## DATA EXCERPT
···
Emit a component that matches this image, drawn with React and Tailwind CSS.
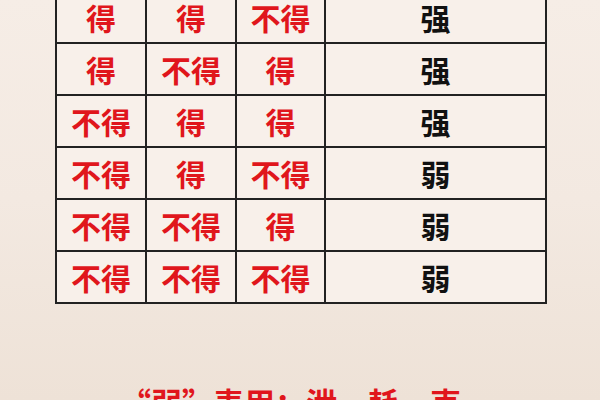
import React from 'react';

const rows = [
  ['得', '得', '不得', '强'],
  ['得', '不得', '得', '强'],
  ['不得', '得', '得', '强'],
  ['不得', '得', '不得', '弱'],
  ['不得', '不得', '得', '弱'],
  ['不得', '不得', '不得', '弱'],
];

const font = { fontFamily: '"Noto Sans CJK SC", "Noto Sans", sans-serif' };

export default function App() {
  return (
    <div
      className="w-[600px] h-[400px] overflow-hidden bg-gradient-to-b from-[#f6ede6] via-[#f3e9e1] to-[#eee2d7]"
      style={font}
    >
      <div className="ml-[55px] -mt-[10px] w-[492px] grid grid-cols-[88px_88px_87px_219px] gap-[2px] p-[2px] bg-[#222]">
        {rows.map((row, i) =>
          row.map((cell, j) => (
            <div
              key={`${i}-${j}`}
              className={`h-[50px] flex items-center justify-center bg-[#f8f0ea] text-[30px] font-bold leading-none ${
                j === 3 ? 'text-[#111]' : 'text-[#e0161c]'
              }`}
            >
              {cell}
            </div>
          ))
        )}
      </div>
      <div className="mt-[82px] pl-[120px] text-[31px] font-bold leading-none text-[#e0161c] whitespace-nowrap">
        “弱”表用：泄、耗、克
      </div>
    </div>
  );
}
···
## GIVEN TASK
Repeat the material above in full and exactly, apart from the pictures.

## THE RESULT
Emit a component that matches this image, drawn with React and Tailwind CSS.
import React from 'react';

const rows = [
  ['得', '得', '不得', '强'],
  ['得', '不得', '得', '强'],
  ['不得', '得', '得', '强'],
  ['不得', '得', '不得', '弱'],
  ['不得', '不得', '得', '弱'],
  ['不得', '不得', '不得', '弱'],
];

const font = { fontFamily: '"Noto Sans CJK SC", "Noto Sans", sans-serif' };

export default function App() {
  return (
    <div
      className="w-[600px] h-[400px] overflow-hidden bg-gradient-to-b from-[#f6ede6] via-[#f3e9e1] to-[#eee2d7]"
      style={font}
    >
      <div className="ml-[55px] -mt-[10px] w-[492px] grid grid-cols-[88px_88px_87px_219px] gap-[2px] p-[2px] bg-[#222]">
        {rows.map((row, i) =>
          row.map((cell, j) => (
            <div
              key={`${i}-${j}`}
              className={`h-[50px] flex items-center justify-center bg-[#f8f0ea] text-[30px] font-bold leading-none ${
                j === 3 ? 'text-[#111]' : 'text-[#e0161c]'
              }`}
            >
              {cell}
            </div>
          ))
        )}
      </div>
      <div className="mt-[82px] pl-[120px] text-[31px] font-bold leading-none text-[#e0161c] whitespace-nowrap">
        “弱”表用：泄、耗、克
      </div>
    </div>
  );
}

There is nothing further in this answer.